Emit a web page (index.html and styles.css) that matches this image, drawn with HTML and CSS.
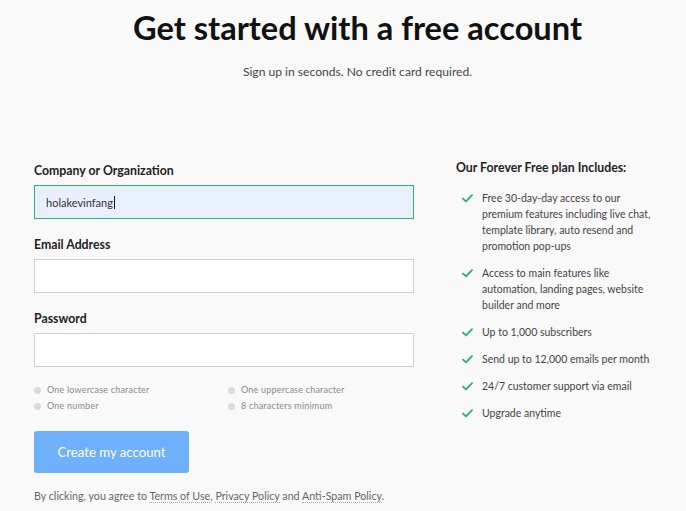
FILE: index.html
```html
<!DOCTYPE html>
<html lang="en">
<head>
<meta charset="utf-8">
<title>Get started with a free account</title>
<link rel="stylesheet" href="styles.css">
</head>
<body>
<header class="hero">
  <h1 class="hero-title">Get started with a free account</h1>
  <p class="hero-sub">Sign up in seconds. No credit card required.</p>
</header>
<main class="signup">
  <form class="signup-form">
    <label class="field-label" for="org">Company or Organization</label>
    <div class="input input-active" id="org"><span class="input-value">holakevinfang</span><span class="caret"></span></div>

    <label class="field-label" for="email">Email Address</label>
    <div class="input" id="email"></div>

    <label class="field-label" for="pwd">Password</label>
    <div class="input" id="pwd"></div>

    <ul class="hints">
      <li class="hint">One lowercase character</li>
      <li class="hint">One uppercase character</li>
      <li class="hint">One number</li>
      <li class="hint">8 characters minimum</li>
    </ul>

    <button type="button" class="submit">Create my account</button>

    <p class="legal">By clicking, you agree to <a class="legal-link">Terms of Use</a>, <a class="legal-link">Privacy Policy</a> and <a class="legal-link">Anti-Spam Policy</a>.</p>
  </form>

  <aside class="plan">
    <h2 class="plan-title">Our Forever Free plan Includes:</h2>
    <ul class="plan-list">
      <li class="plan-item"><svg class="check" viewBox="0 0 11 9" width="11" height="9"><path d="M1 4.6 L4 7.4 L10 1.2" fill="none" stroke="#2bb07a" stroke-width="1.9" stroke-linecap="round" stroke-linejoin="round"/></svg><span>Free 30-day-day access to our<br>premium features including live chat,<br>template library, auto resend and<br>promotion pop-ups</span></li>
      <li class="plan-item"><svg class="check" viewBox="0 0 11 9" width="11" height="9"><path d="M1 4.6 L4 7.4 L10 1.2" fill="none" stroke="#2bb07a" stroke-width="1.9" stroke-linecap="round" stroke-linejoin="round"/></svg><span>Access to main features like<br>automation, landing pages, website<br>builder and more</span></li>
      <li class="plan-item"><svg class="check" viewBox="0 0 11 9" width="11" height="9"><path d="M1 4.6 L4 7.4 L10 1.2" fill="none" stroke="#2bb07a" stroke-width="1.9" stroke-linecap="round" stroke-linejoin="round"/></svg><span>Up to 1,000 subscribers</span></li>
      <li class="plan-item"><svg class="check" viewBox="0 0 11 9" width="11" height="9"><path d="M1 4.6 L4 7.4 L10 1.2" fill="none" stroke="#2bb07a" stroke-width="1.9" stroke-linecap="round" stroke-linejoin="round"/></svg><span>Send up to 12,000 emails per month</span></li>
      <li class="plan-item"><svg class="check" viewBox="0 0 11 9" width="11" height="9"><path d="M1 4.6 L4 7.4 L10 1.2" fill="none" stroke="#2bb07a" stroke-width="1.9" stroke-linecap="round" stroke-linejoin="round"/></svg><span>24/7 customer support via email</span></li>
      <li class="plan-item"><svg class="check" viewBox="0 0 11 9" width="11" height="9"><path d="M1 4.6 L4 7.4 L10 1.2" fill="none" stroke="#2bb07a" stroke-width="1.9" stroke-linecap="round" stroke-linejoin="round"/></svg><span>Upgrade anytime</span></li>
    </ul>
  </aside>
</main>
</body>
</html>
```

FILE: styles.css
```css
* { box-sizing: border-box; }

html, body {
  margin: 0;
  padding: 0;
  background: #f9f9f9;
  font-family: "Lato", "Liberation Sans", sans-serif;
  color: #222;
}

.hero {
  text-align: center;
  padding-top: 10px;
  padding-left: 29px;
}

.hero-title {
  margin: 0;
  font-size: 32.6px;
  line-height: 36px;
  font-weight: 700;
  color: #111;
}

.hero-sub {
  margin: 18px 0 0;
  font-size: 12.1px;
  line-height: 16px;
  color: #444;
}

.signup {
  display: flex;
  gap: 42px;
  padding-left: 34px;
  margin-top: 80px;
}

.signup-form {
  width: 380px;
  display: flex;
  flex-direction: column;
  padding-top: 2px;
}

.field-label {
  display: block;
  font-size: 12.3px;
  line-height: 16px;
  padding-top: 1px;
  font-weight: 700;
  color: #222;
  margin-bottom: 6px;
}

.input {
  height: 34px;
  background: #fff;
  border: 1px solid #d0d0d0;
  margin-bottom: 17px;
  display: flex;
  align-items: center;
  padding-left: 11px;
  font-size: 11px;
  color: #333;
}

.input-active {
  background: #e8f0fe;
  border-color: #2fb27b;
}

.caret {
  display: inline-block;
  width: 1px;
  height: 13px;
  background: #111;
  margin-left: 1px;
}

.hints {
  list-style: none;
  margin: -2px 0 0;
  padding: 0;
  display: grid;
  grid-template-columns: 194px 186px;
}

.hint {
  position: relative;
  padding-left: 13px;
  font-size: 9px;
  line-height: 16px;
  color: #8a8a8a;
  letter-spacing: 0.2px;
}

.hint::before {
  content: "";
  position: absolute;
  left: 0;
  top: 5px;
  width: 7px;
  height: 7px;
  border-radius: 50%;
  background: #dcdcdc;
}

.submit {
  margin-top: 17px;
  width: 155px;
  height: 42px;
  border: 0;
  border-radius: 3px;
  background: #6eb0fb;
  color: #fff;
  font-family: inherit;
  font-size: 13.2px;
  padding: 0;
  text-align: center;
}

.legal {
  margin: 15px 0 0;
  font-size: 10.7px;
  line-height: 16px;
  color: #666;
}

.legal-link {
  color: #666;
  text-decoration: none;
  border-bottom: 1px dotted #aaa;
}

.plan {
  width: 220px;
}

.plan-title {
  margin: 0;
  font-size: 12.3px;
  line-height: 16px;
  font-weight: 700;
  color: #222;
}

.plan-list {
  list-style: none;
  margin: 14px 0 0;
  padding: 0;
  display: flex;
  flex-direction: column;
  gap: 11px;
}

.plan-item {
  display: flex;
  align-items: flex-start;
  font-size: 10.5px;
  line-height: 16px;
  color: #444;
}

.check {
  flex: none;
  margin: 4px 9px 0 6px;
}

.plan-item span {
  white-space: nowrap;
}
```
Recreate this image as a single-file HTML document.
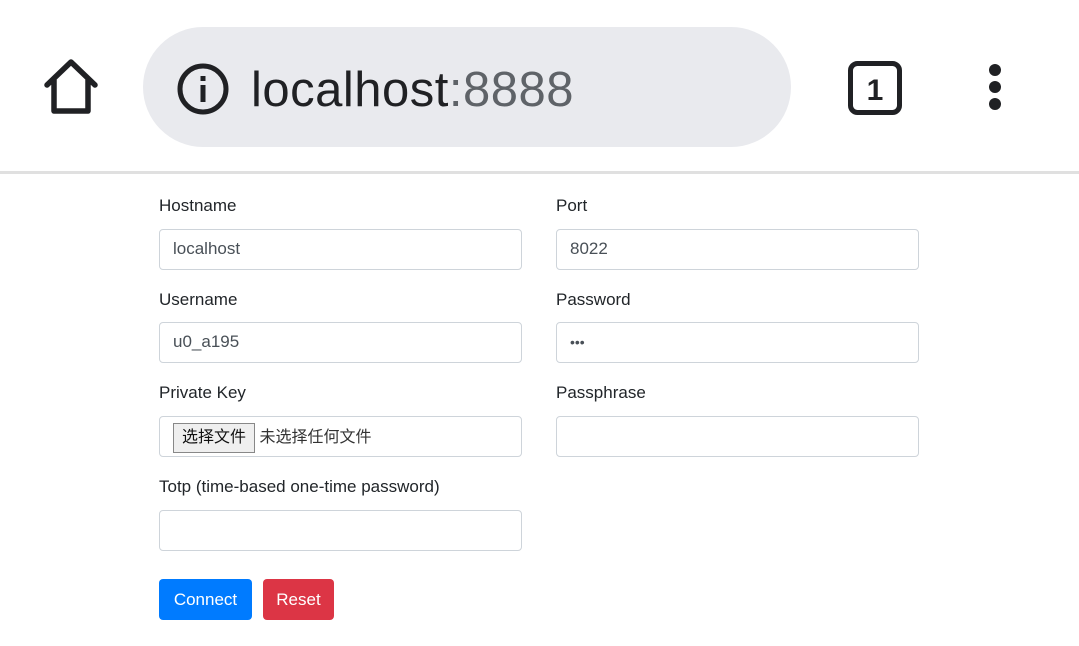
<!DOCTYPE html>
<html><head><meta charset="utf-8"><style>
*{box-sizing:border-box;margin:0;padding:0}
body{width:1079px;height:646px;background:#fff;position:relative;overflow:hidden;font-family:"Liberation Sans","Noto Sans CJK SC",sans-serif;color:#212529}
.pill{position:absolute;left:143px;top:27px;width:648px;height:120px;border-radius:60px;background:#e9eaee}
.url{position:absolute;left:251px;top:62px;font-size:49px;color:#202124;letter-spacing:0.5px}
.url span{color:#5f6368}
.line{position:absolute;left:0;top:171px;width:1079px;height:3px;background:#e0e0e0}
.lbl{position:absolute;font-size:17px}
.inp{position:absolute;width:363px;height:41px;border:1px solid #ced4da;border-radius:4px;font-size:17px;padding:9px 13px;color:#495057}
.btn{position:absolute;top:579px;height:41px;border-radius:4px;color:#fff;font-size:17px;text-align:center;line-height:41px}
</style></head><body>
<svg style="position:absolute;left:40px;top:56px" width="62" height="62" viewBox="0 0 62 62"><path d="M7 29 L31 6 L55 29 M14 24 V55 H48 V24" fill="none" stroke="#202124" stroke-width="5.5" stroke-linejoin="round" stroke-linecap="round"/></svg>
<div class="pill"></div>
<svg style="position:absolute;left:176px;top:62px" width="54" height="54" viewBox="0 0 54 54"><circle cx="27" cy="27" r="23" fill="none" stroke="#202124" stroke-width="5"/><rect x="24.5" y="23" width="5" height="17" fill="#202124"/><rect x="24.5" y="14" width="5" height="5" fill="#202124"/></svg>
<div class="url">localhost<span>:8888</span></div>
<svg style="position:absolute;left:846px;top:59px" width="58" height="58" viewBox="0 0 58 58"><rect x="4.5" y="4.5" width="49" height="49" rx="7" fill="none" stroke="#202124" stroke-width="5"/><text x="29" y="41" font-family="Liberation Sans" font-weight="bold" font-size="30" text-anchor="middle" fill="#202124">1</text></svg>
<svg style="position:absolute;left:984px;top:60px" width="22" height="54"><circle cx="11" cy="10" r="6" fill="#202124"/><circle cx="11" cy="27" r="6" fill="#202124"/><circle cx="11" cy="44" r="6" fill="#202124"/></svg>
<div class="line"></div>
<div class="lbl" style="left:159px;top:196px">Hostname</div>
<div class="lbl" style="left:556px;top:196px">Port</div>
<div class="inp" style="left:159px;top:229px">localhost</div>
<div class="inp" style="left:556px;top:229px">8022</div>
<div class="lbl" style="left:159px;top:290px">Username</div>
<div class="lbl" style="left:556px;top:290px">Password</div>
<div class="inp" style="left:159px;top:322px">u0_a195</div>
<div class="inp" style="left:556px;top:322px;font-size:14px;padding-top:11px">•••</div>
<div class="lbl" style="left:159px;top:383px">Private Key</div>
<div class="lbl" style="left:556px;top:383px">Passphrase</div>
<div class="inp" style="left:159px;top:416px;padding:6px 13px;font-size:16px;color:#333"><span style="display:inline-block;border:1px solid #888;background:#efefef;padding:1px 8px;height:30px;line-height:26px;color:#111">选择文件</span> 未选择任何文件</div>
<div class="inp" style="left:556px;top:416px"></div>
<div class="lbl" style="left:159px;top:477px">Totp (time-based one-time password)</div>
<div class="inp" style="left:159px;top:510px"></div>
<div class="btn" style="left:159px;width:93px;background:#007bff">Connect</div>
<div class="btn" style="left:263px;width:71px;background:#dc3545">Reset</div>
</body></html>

○ ○ ○

Stated problem: Lines from the records above that hold "index" are the ones to list.

Final answer:
Emit a web page (index.html and styles.css) that matches this image, drawn with HTML and CSS.
FILE: index.html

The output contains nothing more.